Faithfully return all lines, omitting every embedded picture.

## START Collected material

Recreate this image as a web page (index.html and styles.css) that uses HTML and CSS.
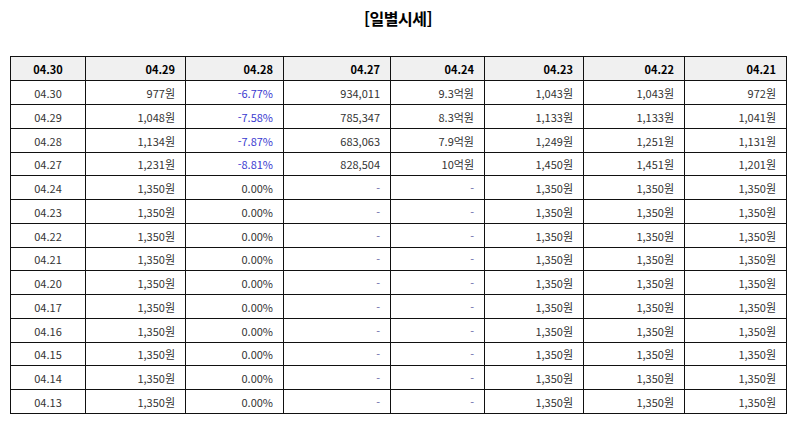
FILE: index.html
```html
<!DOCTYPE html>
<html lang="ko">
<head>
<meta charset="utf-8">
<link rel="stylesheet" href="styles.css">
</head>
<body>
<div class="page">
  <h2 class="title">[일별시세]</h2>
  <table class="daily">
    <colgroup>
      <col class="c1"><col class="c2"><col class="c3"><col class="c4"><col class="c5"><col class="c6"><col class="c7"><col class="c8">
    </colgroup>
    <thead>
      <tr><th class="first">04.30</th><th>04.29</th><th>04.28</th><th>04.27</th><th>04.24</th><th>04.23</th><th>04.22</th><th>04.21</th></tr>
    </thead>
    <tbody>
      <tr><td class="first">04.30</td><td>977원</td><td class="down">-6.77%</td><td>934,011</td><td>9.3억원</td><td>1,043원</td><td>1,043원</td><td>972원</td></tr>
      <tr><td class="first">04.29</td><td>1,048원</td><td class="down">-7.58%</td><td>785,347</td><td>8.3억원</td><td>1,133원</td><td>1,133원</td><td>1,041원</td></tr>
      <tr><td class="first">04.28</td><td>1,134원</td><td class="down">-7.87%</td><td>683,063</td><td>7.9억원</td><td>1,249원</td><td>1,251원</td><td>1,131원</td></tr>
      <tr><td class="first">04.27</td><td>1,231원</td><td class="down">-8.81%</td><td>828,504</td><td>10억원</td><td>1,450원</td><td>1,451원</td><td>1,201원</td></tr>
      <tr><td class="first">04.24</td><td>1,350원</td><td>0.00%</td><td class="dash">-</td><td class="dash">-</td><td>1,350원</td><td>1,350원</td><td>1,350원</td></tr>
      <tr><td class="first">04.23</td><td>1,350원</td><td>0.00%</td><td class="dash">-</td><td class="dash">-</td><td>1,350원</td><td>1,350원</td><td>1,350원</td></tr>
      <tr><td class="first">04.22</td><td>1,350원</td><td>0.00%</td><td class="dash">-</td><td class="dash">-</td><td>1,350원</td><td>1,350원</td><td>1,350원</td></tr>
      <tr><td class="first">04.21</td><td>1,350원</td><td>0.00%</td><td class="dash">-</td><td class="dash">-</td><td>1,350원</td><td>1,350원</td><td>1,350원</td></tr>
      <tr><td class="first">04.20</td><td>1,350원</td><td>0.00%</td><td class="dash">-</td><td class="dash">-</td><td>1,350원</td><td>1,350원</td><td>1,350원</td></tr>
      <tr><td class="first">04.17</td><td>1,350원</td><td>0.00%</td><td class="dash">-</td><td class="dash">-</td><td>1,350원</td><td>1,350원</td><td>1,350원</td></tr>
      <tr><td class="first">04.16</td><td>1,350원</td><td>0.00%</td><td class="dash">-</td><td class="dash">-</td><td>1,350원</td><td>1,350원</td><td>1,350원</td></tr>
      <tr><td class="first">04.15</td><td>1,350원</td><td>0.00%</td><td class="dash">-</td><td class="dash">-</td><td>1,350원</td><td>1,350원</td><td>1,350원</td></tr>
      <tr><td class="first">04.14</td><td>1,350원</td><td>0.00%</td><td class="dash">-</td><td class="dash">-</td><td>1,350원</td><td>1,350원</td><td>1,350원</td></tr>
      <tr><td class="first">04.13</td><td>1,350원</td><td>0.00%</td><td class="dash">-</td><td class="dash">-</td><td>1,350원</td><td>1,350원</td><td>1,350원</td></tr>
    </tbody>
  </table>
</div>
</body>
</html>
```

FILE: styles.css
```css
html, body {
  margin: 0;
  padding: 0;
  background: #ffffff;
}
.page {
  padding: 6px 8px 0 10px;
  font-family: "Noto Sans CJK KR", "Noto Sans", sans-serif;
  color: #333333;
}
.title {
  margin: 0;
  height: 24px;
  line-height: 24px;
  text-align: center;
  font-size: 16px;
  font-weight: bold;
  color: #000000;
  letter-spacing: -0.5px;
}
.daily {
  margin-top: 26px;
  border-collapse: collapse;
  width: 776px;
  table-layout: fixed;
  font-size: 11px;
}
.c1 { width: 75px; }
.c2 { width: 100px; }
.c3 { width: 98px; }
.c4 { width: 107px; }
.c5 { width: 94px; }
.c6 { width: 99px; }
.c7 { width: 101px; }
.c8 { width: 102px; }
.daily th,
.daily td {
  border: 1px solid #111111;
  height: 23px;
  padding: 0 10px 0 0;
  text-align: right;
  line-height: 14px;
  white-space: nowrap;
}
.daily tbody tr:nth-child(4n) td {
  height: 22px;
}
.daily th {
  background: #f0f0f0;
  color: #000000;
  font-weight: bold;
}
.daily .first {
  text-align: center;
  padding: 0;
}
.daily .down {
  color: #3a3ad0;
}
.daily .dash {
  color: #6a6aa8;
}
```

## END Collected material

◆ **Completed exercise**:
Recreate this image as a web page (index.html and styles.css) that uses HTML and CSS.
FILE: index.html
```html
<!DOCTYPE html>
<html lang="ko">
<head>
<meta charset="utf-8">
<link rel="stylesheet" href="styles.css">
</head>
<body>
<div class="page">
  <h2 class="title">[일별시세]</h2>
  <table class="daily">
    <colgroup>
      <col class="c1"><col class="c2"><col class="c3"><col class="c4"><col class="c5"><col class="c6"><col class="c7"><col class="c8">
    </colgroup>
    <thead>
      <tr><th class="first">04.30</th><th>04.29</th><th>04.28</th><th>04.27</th><th>04.24</th><th>04.23</th><th>04.22</th><th>04.21</th></tr>
    </thead>
    <tbody>
      <tr><td class="first">04.30</td><td>977원</td><td class="down">-6.77%</td><td>934,011</td><td>9.3억원</td><td>1,043원</td><td>1,043원</td><td>972원</td></tr>
      <tr><td class="first">04.29</td><td>1,048원</td><td class="down">-7.58%</td><td>785,347</td><td>8.3억원</td><td>1,133원</td><td>1,133원</td><td>1,041원</td></tr>
      <tr><td class="first">04.28</td><td>1,134원</td><td class="down">-7.87%</td><td>683,063</td><td>7.9억원</td><td>1,249원</td><td>1,251원</td><td>1,131원</td></tr>
      <tr><td class="first">04.27</td><td>1,231원</td><td class="down">-8.81%</td><td>828,504</td><td>10억원</td><td>1,450원</td><td>1,451원</td><td>1,201원</td></tr>
      <tr><td class="first">04.24</td><td>1,350원</td><td>0.00%</td><td class="dash">-</td><td class="dash">-</td><td>1,350원</td><td>1,350원</td><td>1,350원</td></tr>
      <tr><td class="first">04.23</td><td>1,350원</td><td>0.00%</td><td class="dash">-</td><td class="dash">-</td><td>1,350원</td><td>1,350원</td><td>1,350원</td></tr>
      <tr><td class="first">04.22</td><td>1,350원</td><td>0.00%</td><td class="dash">-</td><td class="dash">-</td><td>1,350원</td><td>1,350원</td><td>1,350원</td></tr>
      <tr><td class="first">04.21</td><td>1,350원</td><td>0.00%</td><td class="dash">-</td><td class="dash">-</td><td>1,350원</td><td>1,350원</td><td>1,350원</td></tr>
      <tr><td class="first">04.20</td><td>1,350원</td><td>0.00%</td><td class="dash">-</td><td class="dash">-</td><td>1,350원</td><td>1,350원</td><td>1,350원</td></tr>
      <tr><td class="first">04.17</td><td>1,350원</td><td>0.00%</td><td class="dash">-</td><td class="dash">-</td><td>1,350원</td><td>1,350원</td><td>1,350원</td></tr>
      <tr><td class="first">04.16</td><td>1,350원</td><td>0.00%</td><td class="dash">-</td><td class="dash">-</td><td>1,350원</td><td>1,350원</td><td>1,350원</td></tr>
      <tr><td class="first">04.15</td><td>1,350원</td><td>0.00%</td><td class="dash">-</td><td class="dash">-</td><td>1,350원</td><td>1,350원</td><td>1,350원</td></tr>
      <tr><td class="first">04.14</td><td>1,350원</td><td>0.00%</td><td class="dash">-</td><td class="dash">-</td><td>1,350원</td><td>1,350원</td><td>1,350원</td></tr>
      <tr><td class="first">04.13</td><td>1,350원</td><td>0.00%</td><td class="dash">-</td><td class="dash">-</td><td>1,350원</td><td>1,350원</td><td>1,350원</td></tr>
    </tbody>
  </table>
</div>
</body>
</html>
```

FILE: styles.css
```css
html, body {
  margin: 0;
  padding: 0;
  background: #ffffff;
}
.page {
  padding: 6px 8px 0 10px;
  font-family: "Noto Sans CJK KR", "Noto Sans", sans-serif;
  color: #333333;
}
.title {
  margin: 0;
  height: 24px;
  line-height: 24px;
  text-align: center;
  font-size: 16px;
  font-weight: bold;
  color: #000000;
  letter-spacing: -0.5px;
}
.daily {
  margin-top: 26px;
  border-collapse: collapse;
  width: 776px;
  table-layout: fixed;
  font-size: 11px;
}
.c1 { width: 75px; }
.c2 { width: 100px; }
.c3 { width: 98px; }
.c4 { width: 107px; }
.c5 { width: 94px; }
.c6 { width: 99px; }
.c7 { width: 101px; }
.c8 { width: 102px; }
.daily th,
.daily td {
  border: 1px solid #111111;
  height: 23px;
  padding: 0 10px 0 0;
  text-align: right;
  line-height: 14px;
  white-space: nowrap;
}
.daily tbody tr:nth-child(4n) td {
  height: 22px;
}
.daily th {
  background: #f0f0f0;
  color: #000000;
  font-weight: bold;
}
.daily .first {
  text-align: center;
  padding: 0;
}
.daily .down {
  color: #3a3ad0;
}
.daily .dash {
  color: #6a6aa8;
}
```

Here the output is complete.